- [Dataset content]:

++++++++++

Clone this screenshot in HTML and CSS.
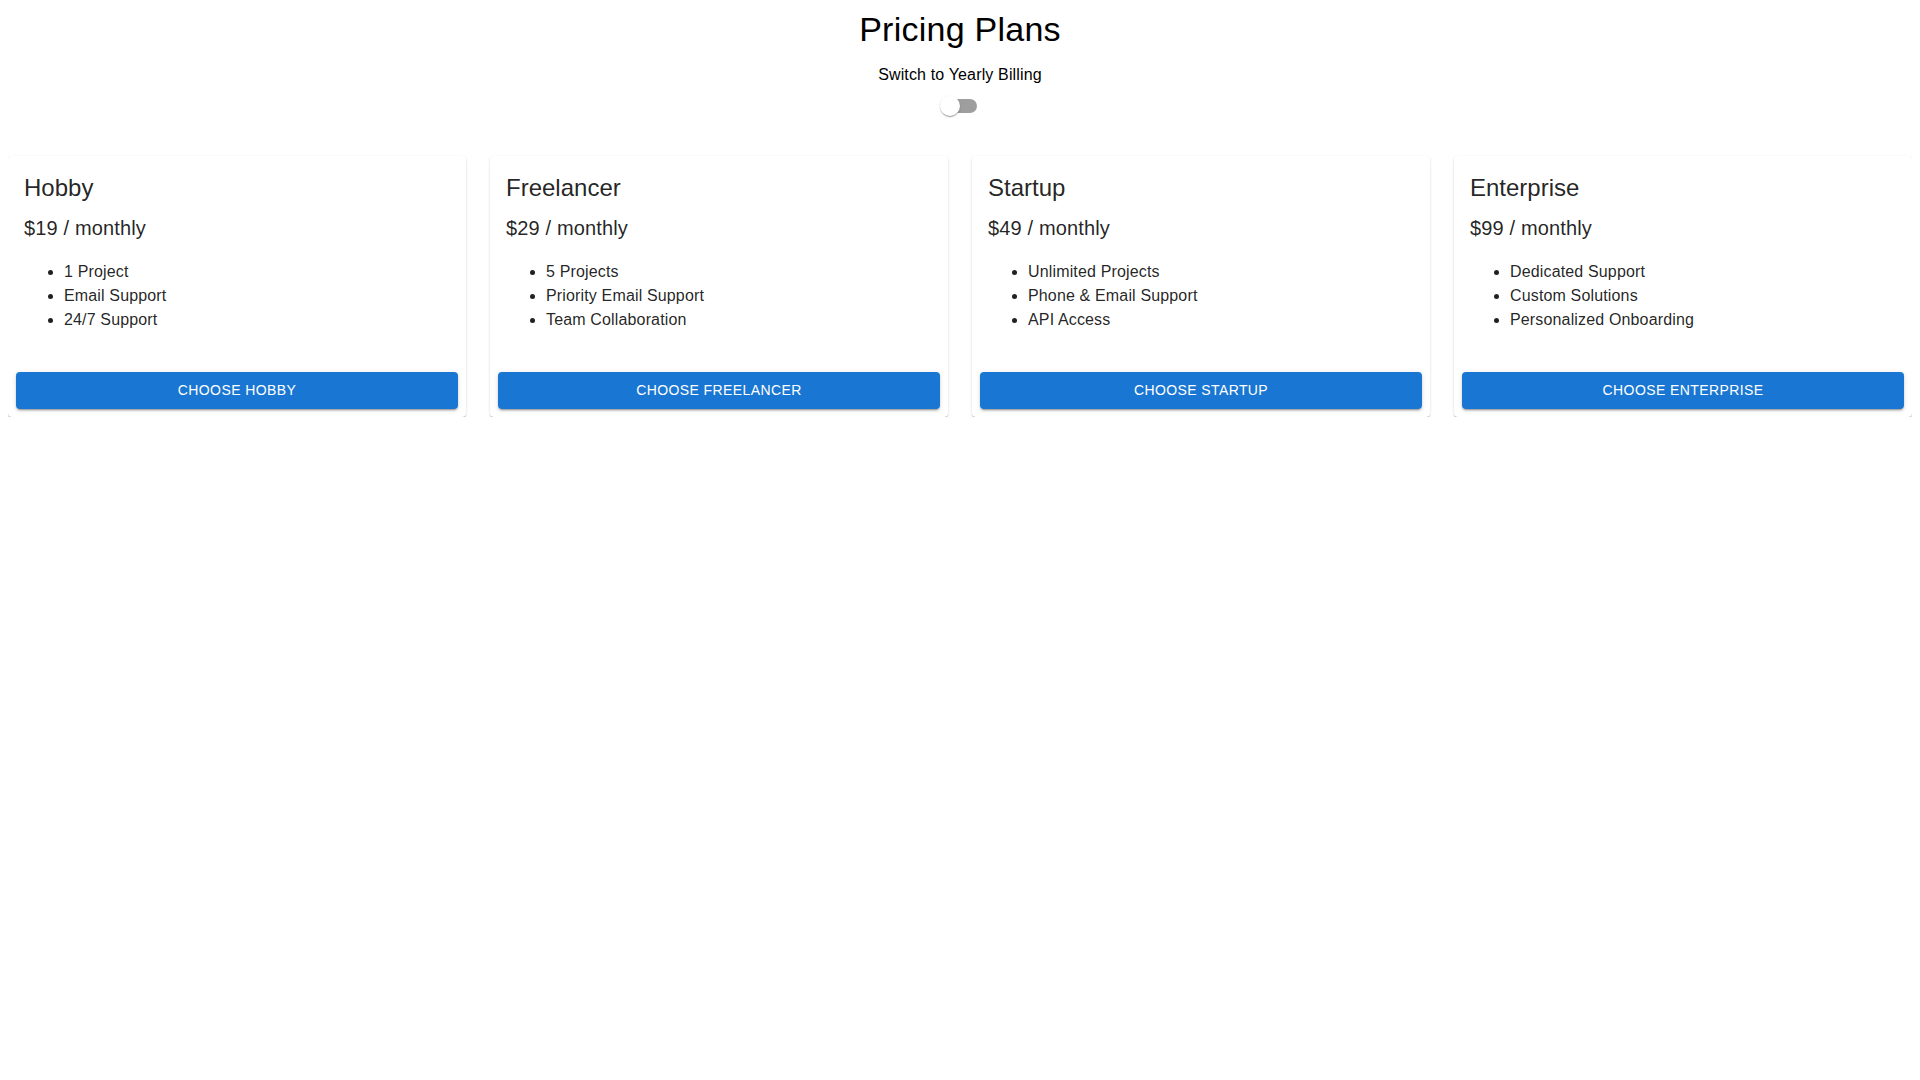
FILE: index.html
```html
<!DOCTYPE html>
<html lang="en">
<head>
<meta charset="utf-8">
<title>Pricing Plans</title>
<link rel="stylesheet" href="styles.css">
</head>
<body>
<header class="header">
  <h1 class="title">Pricing Plans</h1>
  <label class="toggle">
    <span class="toggle-label">Switch to Yearly Billing</span>
    <span class="switch">
      <span class="switch-track"></span>
      <span class="switch-thumb"></span>
    </span>
  </label>
</header>
<main class="grid">
  <div class="card">
    <div class="card-content">
      <h2 class="plan-name">Hobby</h2>
      <h3 class="plan-price">$19 / monthly</h3>
      <ul class="features">
        <li>1 Project</li>
        <li>Email Support</li>
        <li>24/7 Support</li>
      </ul>
    </div>
    <div class="card-actions"><button class="btn">Choose Hobby</button></div>
  </div>
  <div class="card">
    <div class="card-content">
      <h2 class="plan-name">Freelancer</h2>
      <h3 class="plan-price">$29 / monthly</h3>
      <ul class="features">
        <li>5 Projects</li>
        <li>Priority Email Support</li>
        <li>Team Collaboration</li>
      </ul>
    </div>
    <div class="card-actions"><button class="btn">Choose Freelancer</button></div>
  </div>
  <div class="card">
    <div class="card-content">
      <h2 class="plan-name">Startup</h2>
      <h3 class="plan-price">$49 / monthly</h3>
      <ul class="features">
        <li>Unlimited Projects</li>
        <li>Phone &amp; Email Support</li>
        <li>API Access</li>
      </ul>
    </div>
    <div class="card-actions"><button class="btn">Choose Startup</button></div>
  </div>
  <div class="card">
    <div class="card-content">
      <h2 class="plan-name">Enterprise</h2>
      <h3 class="plan-price">$99 / monthly</h3>
      <ul class="features">
        <li>Dedicated Support</li>
        <li>Custom Solutions</li>
        <li>Personalized Onboarding</li>
      </ul>
    </div>
    <div class="card-actions"><button class="btn">Choose Enterprise</button></div>
  </div>
</main>
</body>
</html>
```
FILE: styles.css
```css
html, body {
  background: #fff;
}
body {
  margin: 8px;
  font-family: "Liberation Sans", Arial, Helvetica, sans-serif;
  color: #000;
}
.header {
  display: flex;
  flex-direction: column;
  align-items: center;
}
.title {
  margin: 0 0 12.5px;
  font-size: 34px;
  font-weight: 400;
  line-height: 42px;
  letter-spacing: 0.00735em;
}
.toggle {
  display: flex;
  flex-direction: column;
  align-items: center;
  cursor: pointer;
}
.toggle-label {
  font-size: 16px;
  line-height: 24px;
  letter-spacing: 0.00938em;
}
.switch {
  position: relative;
  display: block;
  width: 58px;
  height: 38px;
}
.switch-track {
  position: absolute;
  left: 12px;
  top: 12px;
  width: 34px;
  height: 14px;
  border-radius: 7px;
  background: #000;
  opacity: 0.38;
}
.switch-thumb {
  position: absolute;
  left: 9px;
  top: 9px;
  width: 20px;
  height: 20px;
  border-radius: 50%;
  background: #fff;
  box-shadow: 0px 2px 1px -1px rgba(0,0,0,0.2), 0px 1px 1px 0px rgba(0,0,0,0.14), 0px 1px 3px 0px rgba(0,0,0,0.12);
}
.grid {
  display: grid;
  grid-template-columns: repeat(4, 1fr);
  gap: 24px;
  margin-top: 31.5px;
}
.card {
  background: #fff;
  border-radius: 4px;
  box-shadow: 0px 2px 1px -1px rgba(0,0,0,0.2), 0px 1px 1px 0px rgba(0,0,0,0.14), 0px 1px 3px 0px rgba(0,0,0,0.12);
  color: rgba(0,0,0,0.87);
  display: flex;
  flex-direction: column;
  overflow: hidden;
}
.card-content {
  padding: 16px;
}
.plan-name {
  margin: 0 0 8.4px;
  font-size: 24px;
  font-weight: 400;
  line-height: 32px;
}
.plan-price {
  margin: 0;
  font-size: 20px;
  font-weight: 400;
  line-height: 32px;
  letter-spacing: 0.0075em;
}
.features {
  margin: 16px 0;
  padding-left: 40px;
  font-size: 16px;
  line-height: 24px;
  letter-spacing: 0.00938em;
}
.card-actions {
  padding: 8px;
  display: flex;
}
.btn {
  flex: 1;
  border: 0;
  border-radius: 4px;
  background: #1976d2;
  color: #fff;
  font-family: "Liberation Sans", Arial, Helvetica, sans-serif;
  font-size: 14px;
  font-weight: 400;
  line-height: 24.5px;
  letter-spacing: 0.02857em;
  text-transform: uppercase;
  padding: 6px 16px;
  box-shadow: 0px 3px 1px -2px rgba(0,0,0,0.2), 0px 2px 2px 0px rgba(0,0,0,0.14), 0px 1px 5px 0px rgba(0,0,0,0.12);
  cursor: pointer;
}
```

++++++++++

- [The problem]:
Copy the material shown above in full and exactly. Skip the pictures.

- [Exercise output]:
Clone this screenshot in HTML and CSS.
FILE: index.html
```html
<!DOCTYPE html>
<html lang="en">
<head>
<meta charset="utf-8">
<title>Pricing Plans</title>
<link rel="stylesheet" href="styles.css">
</head>
<body>
<header class="header">
  <h1 class="title">Pricing Plans</h1>
  <label class="toggle">
    <span class="toggle-label">Switch to Yearly Billing</span>
    <span class="switch">
      <span class="switch-track"></span>
      <span class="switch-thumb"></span>
    </span>
  </label>
</header>
<main class="grid">
  <div class="card">
    <div class="card-content">
      <h2 class="plan-name">Hobby</h2>
      <h3 class="plan-price">$19 / monthly</h3>
      <ul class="features">
        <li>1 Project</li>
        <li>Email Support</li>
        <li>24/7 Support</li>
      </ul>
    </div>
    <div class="card-actions"><button class="btn">Choose Hobby</button></div>
  </div>
  <div class="card">
    <div class="card-content">
      <h2 class="plan-name">Freelancer</h2>
      <h3 class="plan-price">$29 / monthly</h3>
      <ul class="features">
        <li>5 Projects</li>
        <li>Priority Email Support</li>
        <li>Team Collaboration</li>
      </ul>
    </div>
    <div class="card-actions"><button class="btn">Choose Freelancer</button></div>
  </div>
  <div class="card">
    <div class="card-content">
      <h2 class="plan-name">Startup</h2>
      <h3 class="plan-price">$49 / monthly</h3>
      <ul class="features">
        <li>Unlimited Projects</li>
        <li>Phone &amp; Email Support</li>
        <li>API Access</li>
      </ul>
    </div>
    <div class="card-actions"><button class="btn">Choose Startup</button></div>
  </div>
  <div class="card">
    <div class="card-content">
      <h2 class="plan-name">Enterprise</h2>
      <h3 class="plan-price">$99 / monthly</h3>
      <ul class="features">
        <li>Dedicated Support</li>
        <li>Custom Solutions</li>
        <li>Personalized Onboarding</li>
      </ul>
    </div>
    <div class="card-actions"><button class="btn">Choose Enterprise</button></div>
  </div>
</main>
</body>
</html>
```
FILE: styles.css
```css
html, body {
  background: #fff;
}
body {
  margin: 8px;
  font-family: "Liberation Sans", Arial, Helvetica, sans-serif;
  color: #000;
}
.header {
  display: flex;
  flex-direction: column;
  align-items: center;
}
.title {
  margin: 0 0 12.5px;
  font-size: 34px;
  font-weight: 400;
  line-height: 42px;
  letter-spacing: 0.00735em;
}
.toggle {
  display: flex;
  flex-direction: column;
  align-items: center;
  cursor: pointer;
}
.toggle-label {
  font-size: 16px;
  line-height: 24px;
  letter-spacing: 0.00938em;
}
.switch {
  position: relative;
  display: block;
  width: 58px;
  height: 38px;
}
.switch-track {
  position: absolute;
  left: 12px;
  top: 12px;
  width: 34px;
  height: 14px;
  border-radius: 7px;
  background: #000;
  opacity: 0.38;
}
.switch-thumb {
  position: absolute;
  left: 9px;
  top: 9px;
  width: 20px;
  height: 20px;
  border-radius: 50%;
  background: #fff;
  box-shadow: 0px 2px 1px -1px rgba(0,0,0,0.2), 0px 1px 1px 0px rgba(0,0,0,0.14), 0px 1px 3px 0px rgba(0,0,0,0.12);
}
.grid {
  display: grid;
  grid-template-columns: repeat(4, 1fr);
  gap: 24px;
  margin-top: 31.5px;
}
.card {
  background: #fff;
  border-radius: 4px;
  box-shadow: 0px 2px 1px -1px rgba(0,0,0,0.2), 0px 1px 1px 0px rgba(0,0,0,0.14), 0px 1px 3px 0px rgba(0,0,0,0.12);
  color: rgba(0,0,0,0.87);
  display: flex;
  flex-direction: column;
  overflow: hidden;
}
.card-content {
  padding: 16px;
}
.plan-name {
  margin: 0 0 8.4px;
  font-size: 24px;
  font-weight: 400;
  line-height: 32px;
}
.plan-price {
  margin: 0;
  font-size: 20px;
  font-weight: 400;
  line-height: 32px;
  letter-spacing: 0.0075em;
}
.features {
  margin: 16px 0;
  padding-left: 40px;
  font-size: 16px;
  line-height: 24px;
  letter-spacing: 0.00938em;
}
.card-actions {
  padding: 8px;
  display: flex;
}
.btn {
  flex: 1;
  border: 0;
  border-radius: 4px;
  background: #1976d2;
  color: #fff;
  font-family: "Liberation Sans", Arial, Helvetica, sans-serif;
  font-size: 14px;
  font-weight: 400;
  line-height: 24.5px;
  letter-spacing: 0.02857em;
  text-transform: uppercase;
  padding: 6px 16px;
  box-shadow: 0px 3px 1px -2px rgba(0,0,0,0.2), 0px 2px 2px 0px rgba(0,0,0,0.14), 0px 1px 5px 0px rgba(0,0,0,0.12);
  cursor: pointer;
}
```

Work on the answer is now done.